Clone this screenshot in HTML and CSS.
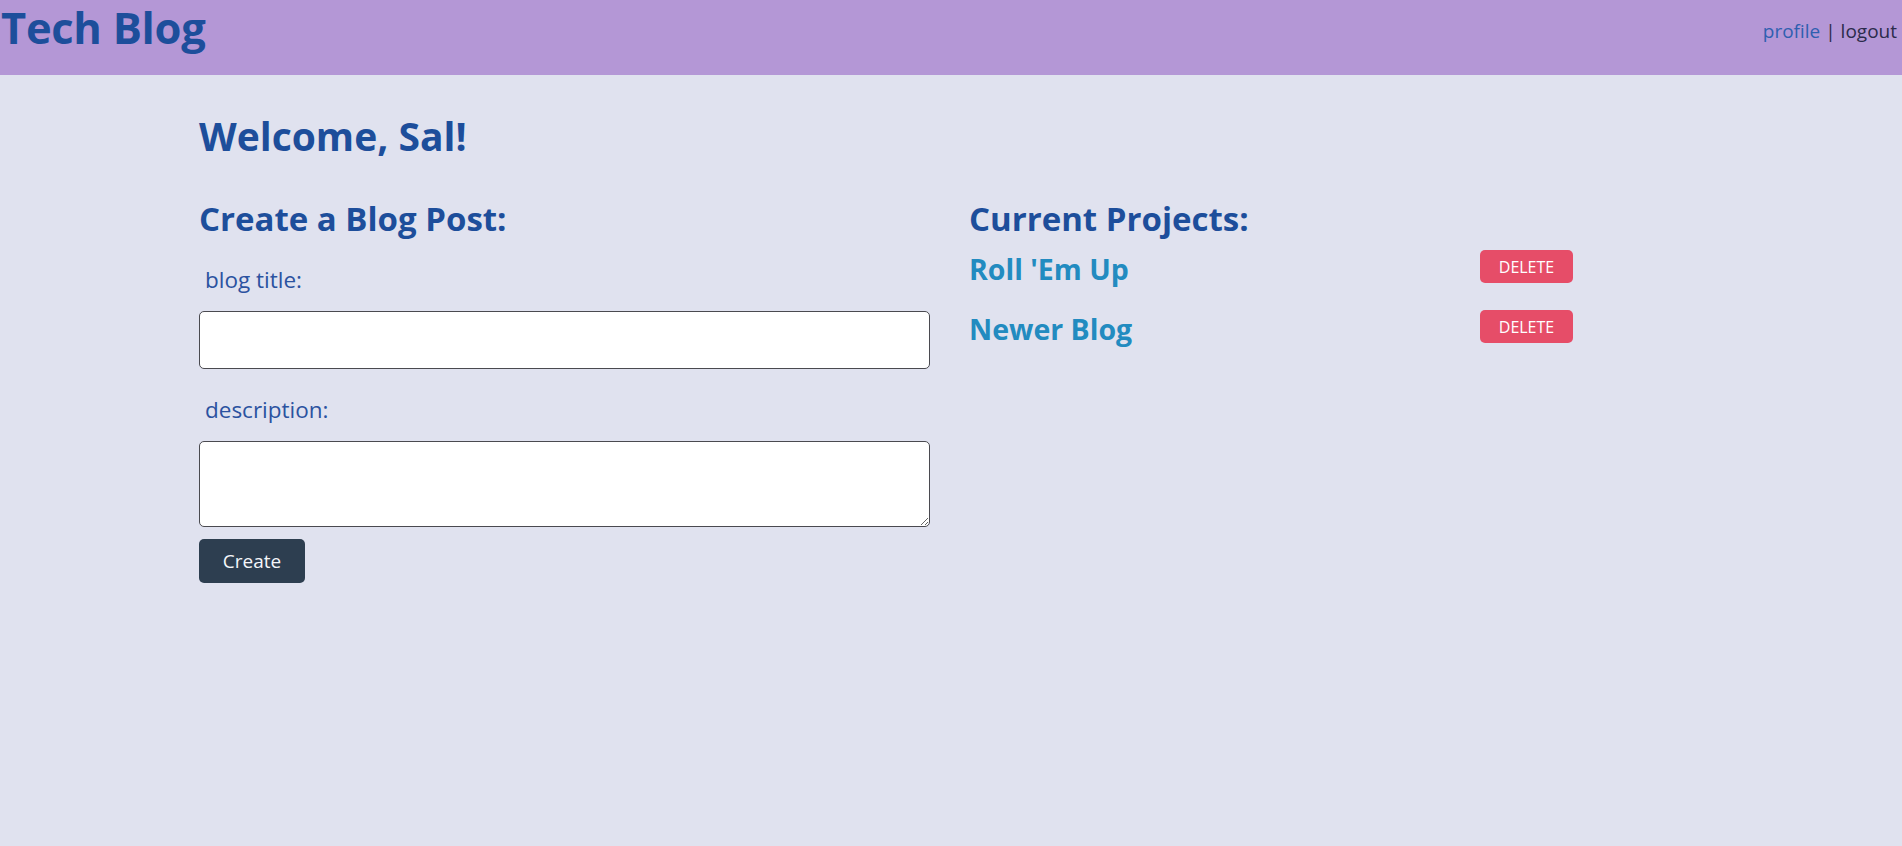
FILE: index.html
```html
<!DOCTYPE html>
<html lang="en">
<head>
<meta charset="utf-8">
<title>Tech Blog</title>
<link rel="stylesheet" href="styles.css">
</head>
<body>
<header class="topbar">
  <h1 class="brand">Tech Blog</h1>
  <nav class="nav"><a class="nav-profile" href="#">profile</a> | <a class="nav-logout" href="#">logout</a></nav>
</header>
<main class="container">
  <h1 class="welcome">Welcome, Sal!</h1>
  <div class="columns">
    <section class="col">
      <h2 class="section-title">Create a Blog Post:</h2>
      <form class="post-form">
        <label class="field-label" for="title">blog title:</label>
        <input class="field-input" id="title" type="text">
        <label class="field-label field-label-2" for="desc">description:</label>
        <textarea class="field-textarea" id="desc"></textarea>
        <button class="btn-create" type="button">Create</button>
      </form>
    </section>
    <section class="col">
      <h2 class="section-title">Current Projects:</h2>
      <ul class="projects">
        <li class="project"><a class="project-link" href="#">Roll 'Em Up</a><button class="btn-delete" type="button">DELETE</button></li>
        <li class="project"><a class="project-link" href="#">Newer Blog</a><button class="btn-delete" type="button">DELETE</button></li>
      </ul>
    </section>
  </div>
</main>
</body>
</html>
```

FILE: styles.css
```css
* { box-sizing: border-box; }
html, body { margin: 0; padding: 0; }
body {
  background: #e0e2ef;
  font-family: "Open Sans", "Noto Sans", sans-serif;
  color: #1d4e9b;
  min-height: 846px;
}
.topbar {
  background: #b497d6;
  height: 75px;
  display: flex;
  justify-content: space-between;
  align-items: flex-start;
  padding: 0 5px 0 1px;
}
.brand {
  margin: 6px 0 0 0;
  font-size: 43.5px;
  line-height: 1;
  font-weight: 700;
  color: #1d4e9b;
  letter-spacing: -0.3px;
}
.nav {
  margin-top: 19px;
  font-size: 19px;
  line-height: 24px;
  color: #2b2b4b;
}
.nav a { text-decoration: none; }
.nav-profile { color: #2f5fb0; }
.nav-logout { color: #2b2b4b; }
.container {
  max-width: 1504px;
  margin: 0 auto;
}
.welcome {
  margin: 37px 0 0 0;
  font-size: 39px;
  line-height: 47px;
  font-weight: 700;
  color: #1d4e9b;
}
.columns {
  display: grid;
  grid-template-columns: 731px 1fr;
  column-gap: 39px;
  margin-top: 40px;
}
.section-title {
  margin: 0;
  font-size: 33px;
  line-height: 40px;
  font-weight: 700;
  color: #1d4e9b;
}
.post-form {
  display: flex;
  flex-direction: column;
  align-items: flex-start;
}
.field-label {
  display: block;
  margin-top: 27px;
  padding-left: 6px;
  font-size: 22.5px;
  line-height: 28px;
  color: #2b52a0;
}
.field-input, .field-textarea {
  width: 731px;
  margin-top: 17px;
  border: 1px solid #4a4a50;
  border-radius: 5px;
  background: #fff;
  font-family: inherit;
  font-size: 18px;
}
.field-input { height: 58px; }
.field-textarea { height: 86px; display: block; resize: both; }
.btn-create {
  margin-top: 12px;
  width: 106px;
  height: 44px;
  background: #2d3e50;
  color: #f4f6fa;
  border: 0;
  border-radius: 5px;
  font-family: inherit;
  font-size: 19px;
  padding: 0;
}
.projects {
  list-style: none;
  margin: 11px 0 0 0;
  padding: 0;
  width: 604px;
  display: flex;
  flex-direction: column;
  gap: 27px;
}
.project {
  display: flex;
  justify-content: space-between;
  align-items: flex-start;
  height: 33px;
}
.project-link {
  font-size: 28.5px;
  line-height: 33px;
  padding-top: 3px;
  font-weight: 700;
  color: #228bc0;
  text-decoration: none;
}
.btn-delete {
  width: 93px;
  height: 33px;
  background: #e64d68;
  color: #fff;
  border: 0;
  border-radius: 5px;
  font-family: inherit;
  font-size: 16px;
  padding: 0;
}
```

- **Work required**
Copy out the listing exactly as it stands, but not the pictures.

- **Problem solution**
Clone this screenshot in HTML and CSS.
FILE: index.html
```html
<!DOCTYPE html>
<html lang="en">
<head>
<meta charset="utf-8">
<title>Tech Blog</title>
<link rel="stylesheet" href="styles.css">
</head>
<body>
<header class="topbar">
  <h1 class="brand">Tech Blog</h1>
  <nav class="nav"><a class="nav-profile" href="#">profile</a> | <a class="nav-logout" href="#">logout</a></nav>
</header>
<main class="container">
  <h1 class="welcome">Welcome, Sal!</h1>
  <div class="columns">
    <section class="col">
      <h2 class="section-title">Create a Blog Post:</h2>
      <form class="post-form">
        <label class="field-label" for="title">blog title:</label>
        <input class="field-input" id="title" type="text">
        <label class="field-label field-label-2" for="desc">description:</label>
        <textarea class="field-textarea" id="desc"></textarea>
        <button class="btn-create" type="button">Create</button>
      </form>
    </section>
    <section class="col">
      <h2 class="section-title">Current Projects:</h2>
      <ul class="projects">
        <li class="project"><a class="project-link" href="#">Roll 'Em Up</a><button class="btn-delete" type="button">DELETE</button></li>
        <li class="project"><a class="project-link" href="#">Newer Blog</a><button class="btn-delete" type="button">DELETE</button></li>
      </ul>
    </section>
  </div>
</main>
</body>
</html>
```

FILE: styles.css
```css
* { box-sizing: border-box; }
html, body { margin: 0; padding: 0; }
body {
  background: #e0e2ef;
  font-family: "Open Sans", "Noto Sans", sans-serif;
  color: #1d4e9b;
  min-height: 846px;
}
.topbar {
  background: #b497d6;
  height: 75px;
  display: flex;
  justify-content: space-between;
  align-items: flex-start;
  padding: 0 5px 0 1px;
}
.brand {
  margin: 6px 0 0 0;
  font-size: 43.5px;
  line-height: 1;
  font-weight: 700;
  color: #1d4e9b;
  letter-spacing: -0.3px;
}
.nav {
  margin-top: 19px;
  font-size: 19px;
  line-height: 24px;
  color: #2b2b4b;
}
.nav a { text-decoration: none; }
.nav-profile { color: #2f5fb0; }
.nav-logout { color: #2b2b4b; }
.container {
  max-width: 1504px;
  margin: 0 auto;
}
.welcome {
  margin: 37px 0 0 0;
  font-size: 39px;
  line-height: 47px;
  font-weight: 700;
  color: #1d4e9b;
}
.columns {
  display: grid;
  grid-template-columns: 731px 1fr;
  column-gap: 39px;
  margin-top: 40px;
}
.section-title {
  margin: 0;
  font-size: 33px;
  line-height: 40px;
  font-weight: 700;
  color: #1d4e9b;
}
.post-form {
  display: flex;
  flex-direction: column;
  align-items: flex-start;
}
.field-label {
  display: block;
  margin-top: 27px;
  padding-left: 6px;
  font-size: 22.5px;
  line-height: 28px;
  color: #2b52a0;
}
.field-input, .field-textarea {
  width: 731px;
  margin-top: 17px;
  border: 1px solid #4a4a50;
  border-radius: 5px;
  background: #fff;
  font-family: inherit;
  font-size: 18px;
}
.field-input { height: 58px; }
.field-textarea { height: 86px; display: block; resize: both; }
.btn-create {
  margin-top: 12px;
  width: 106px;
  height: 44px;
  background: #2d3e50;
  color: #f4f6fa;
  border: 0;
  border-radius: 5px;
  font-family: inherit;
  font-size: 19px;
  padding: 0;
}
.projects {
  list-style: none;
  margin: 11px 0 0 0;
  padding: 0;
  width: 604px;
  display: flex;
  flex-direction: column;
  gap: 27px;
}
.project {
  display: flex;
  justify-content: space-between;
  align-items: flex-start;
  height: 33px;
}
.project-link {
  font-size: 28.5px;
  line-height: 33px;
  padding-top: 3px;
  font-weight: 700;
  color: #228bc0;
  text-decoration: none;
}
.btn-delete {
  width: 93px;
  height: 33px;
  background: #e64d68;
  color: #fff;
  border: 0;
  border-radius: 5px;
  font-family: inherit;
  font-size: 16px;
  padding: 0;
}
```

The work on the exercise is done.